If, however, the source IP address is valid for the SPF record, then instead of keeping track of the source address, the filter keeps track of the domain and issues a retry request.

Upon a second connection, when reaching the same point in an SMTP transaction, if the source address is valid for the SPF record and because we track the domain and not the source IP address, any SPF valid IP address will be considered equivalent to pass greylisting.
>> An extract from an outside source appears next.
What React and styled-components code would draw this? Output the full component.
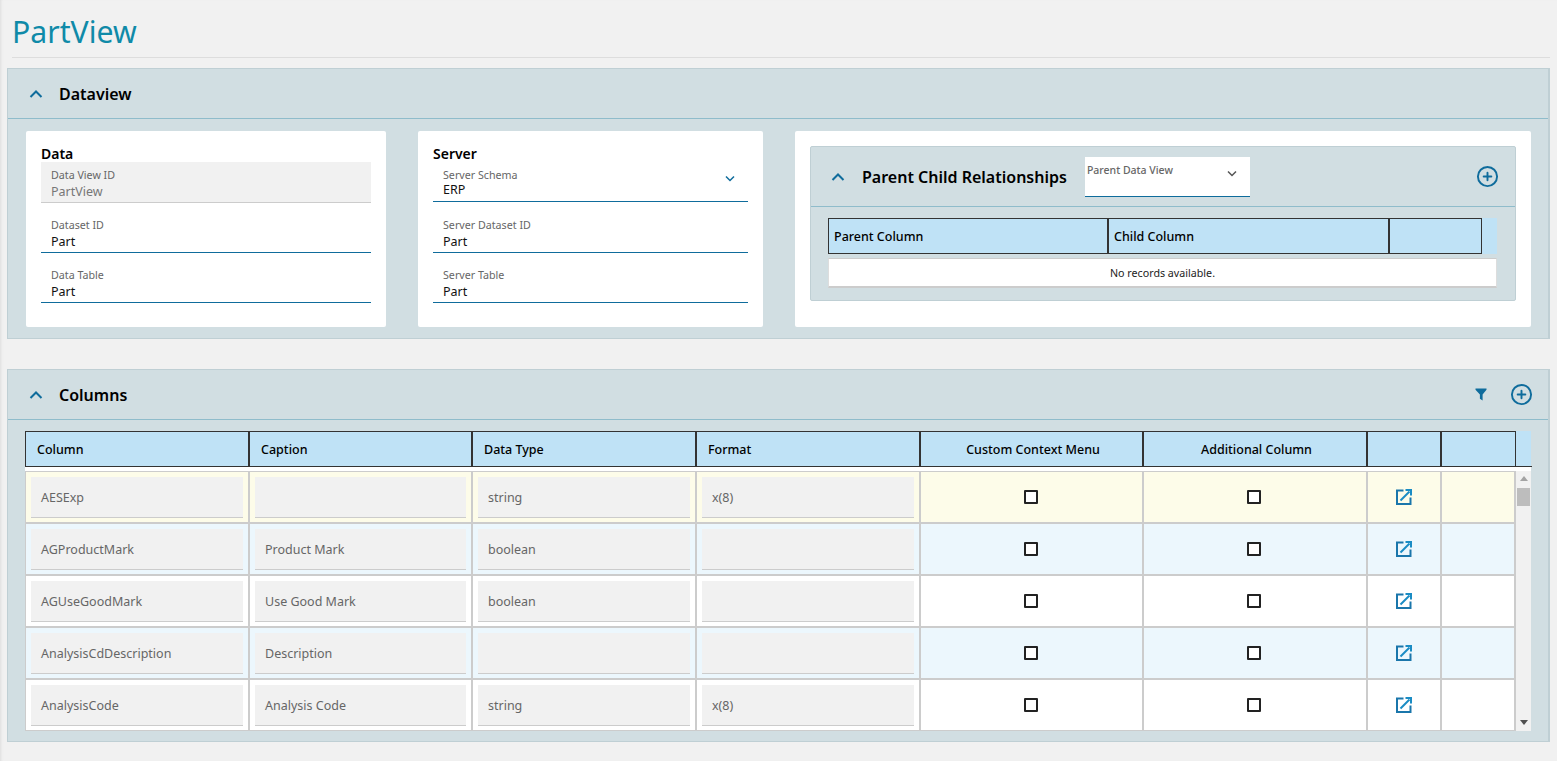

What this means, in simpler words, is that if Gmail comes from one IP address, it is allowed to retry from another, as long as both IP addresses are declared in SPF.

This runtime SPF resolution also ensures that there is no need to pre-whitelist IP addresses, instead SPF-enabled domains are whitelisted as a whole, there’s no need to run periodic cron or anything to catch up new addresses. This way of working is fully compatible with non-SPF domains which degrade to IP-greylisted.
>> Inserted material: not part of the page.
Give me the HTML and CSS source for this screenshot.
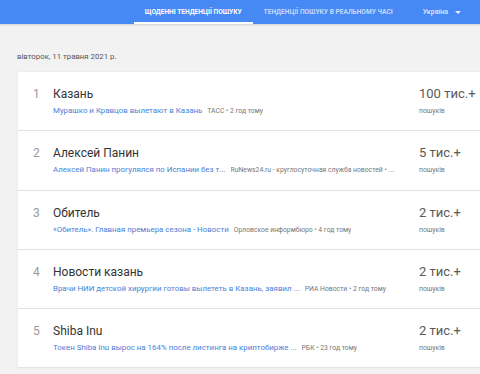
FILE: index.html
```html
<!DOCTYPE html>
<html lang="uk">
<head>
<meta charset="utf-8">
<link rel="stylesheet" href="styles.css">
</head>
<body>
<header class="topbar">
  <nav class="tabs">
    <a class="tab active">Щоденні тенденції пошуку</a>
    <a class="tab">Тенденції пошуку в реальному часі</a>
  </nav>
  <div class="country">Україна <span class="caret"></span></div>
</header>
<main class="main">
  <div class="date">вівторок, 11 травня 2021 р.</div>
  <ul class="list">
    <li class="row">
      <div class="num">1</div>
      <div class="body">
        <div class="title">Казань</div>
        <div class="meta"><span class="link">Мурашко и Кравцов вылетают в Казань</span><span class="src">ТАСС • 2 год тому</span></div>
      </div>
      <div class="stat"><div class="count">100 тис.+</div><div class="unit">пошуків</div></div>
    </li>
    <li class="row">
      <div class="num">2</div>
      <div class="body">
        <div class="title">Алексей Панин</div>
        <div class="meta"><span class="link">Алексей Панин прогулялся по Испании без т...</span><span class="src">RuNews24.ru - круглосуточная служба новостей • ...</span></div>
      </div>
      <div class="stat"><div class="count">5 тис.+</div><div class="unit">пошуків</div></div>
    </li>
    <li class="row">
      <div class="num">3</div>
      <div class="body">
        <div class="title">Обитель</div>
        <div class="meta"><span class="link">«Обитель». Главная премьера сезона - Новости</span><span class="src">Орловское информбюро • 4 год тому</span></div>
      </div>
      <div class="stat"><div class="count">2 тис.+</div><div class="unit">пошуків</div></div>
    </li>
    <li class="row">
      <div class="num">4</div>
      <div class="body">
        <div class="title">Новости казань</div>
        <div class="meta"><span class="link">Врачи НИИ детской хирургии готовы вылететь в Казань, заявил ...</span><span class="src">РИА Новости • 2 год тому</span></div>
      </div>
      <div class="stat"><div class="count">2 тис.+</div><div class="unit">пошуків</div></div>
    </li>
    <li class="row">
      <div class="num">5</div>
      <div class="body">
        <div class="title">Shiba Inu</div>
        <div class="meta"><span class="link">Токен Shiba Inu вырос на 164% после листинга на криптобирже ...</span><span class="src">РБК • 23 год тому</span></div>
      </div>
      <div class="stat"><div class="count">2 тис.+</div><div class="unit">пошуків</div></div>
    </li>
  </ul>
</main>
</body>
</html>
```
FILE: styles.css
```css
* { box-sizing: border-box; }
html, body { margin: 0; padding: 0; }
body {
  background: #f2f2f2;
  font-family: Roboto, "Noto Sans", Arial, sans-serif;
  color: #333;
  width: 480px;
  height: 374px;
  overflow: hidden;
}
.topbar {
  height: 24px;
  background: #4688f4;
  display: flex;
  align-items: stretch;
  justify-content: flex-end;
  padding-right: 19px;
  box-shadow: 0 1px 2px rgba(0,0,0,0.15);
}
.tabs {
  display: flex;
  align-items: stretch;
}
.tab {
  display: flex;
  align-items: center;
  padding: 2px 11px 0;
  font-size: 6.6px;
  font-weight: 700;
  text-transform: uppercase;
  color: rgba(255,255,255,0.7);
  border-bottom: 2px solid transparent;
}
.tab.active {
  color: #fff;
  border-bottom-color: #fff;
}
.tab + .tab { margin-left: 0; }
.country {
  display: flex;
  align-items: center;
  margin-left: 19px;
  font-size: 7px;
  font-weight: 500;
  color: rgba(255,255,255,0.85);
  gap: 7px;
}
.caret {
  width: 0; height: 0;
  border-left: 3px solid transparent;
  border-right: 3px solid transparent;
  border-top: 3.5px solid rgba(255,255,255,0.85);
}
.main {
  padding: 0 0 0 17px;
}
.date {
  font-size: 7.8px;
  color: #555;
  padding-top: 28px;
  height: 48px;
}
.list {
  list-style: none;
  margin: 0 -20px 0 1px;
  padding: 0;
  background: #fff;
  box-shadow: 0 0 1px rgba(0,0,0,0.12);
}
.row {
  display: flex;
  height: 59.3px;
  border-bottom: 1px solid #e3e3e3;
  padding-top: 15px;
}
.num {
  width: 35px;
  padding-left: 15px;
  font-size: 12px;
  color: #999;
  line-height: 14px;
}
.body {
  width: 366px;
  min-width: 0;
}
.title {
  font-size: 12px;
  line-height: 14px;
  color: #333;
}
.meta {
  display: flex;
  align-items: baseline;
  margin-top: 5px;
  white-space: nowrap;
  overflow: hidden;
}
.link {
  font-size: 7.9px;
  color: #4a80d6;
  margin-right: 5px;
}
.src {
  font-size: 6.8px;
  color: #777;
  overflow: hidden;
  text-overflow: clip;
}
.count {
  font-size: 13px;
  line-height: 14px;
  color: #5a5a5a;
}
.unit {
  font-size: 6.8px;
  color: #777;
  margin-top: 6px;
}
```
It can’t be implemented in a daemon like spamd(8), the decision to greylist or let the session move forward is taken at MAIL FROM, whereas redirection to spamd(8) is decided at connect time through firewall rules.

Does this get any better ? #

Dunno but I doubt so.

There may be some adaptations to slightly improve the idea, but I personally doubt there’s much more to do in that area: an SPF-aware greylisting solves the issue that breaks greylisting for Big Mailer Corps, no more, no less.

Keeping in mind that spamming is a volume industry, more interesting work can be done in raising the cost of sending volumes: just like spammers don’t like retrying with uncertain result, they REALLY dislike hosts that are laggy, because it has a HUGE impact on throughput and queue size. In my filter-senderscore, I have already implemented something along these lines by correlating a delay to a sender reputation, achieving stateless tarpitting for low reputation senders.

If I’m spending more time making OpenSMTPD a hard target to spammers it will be through time-penalty for sure.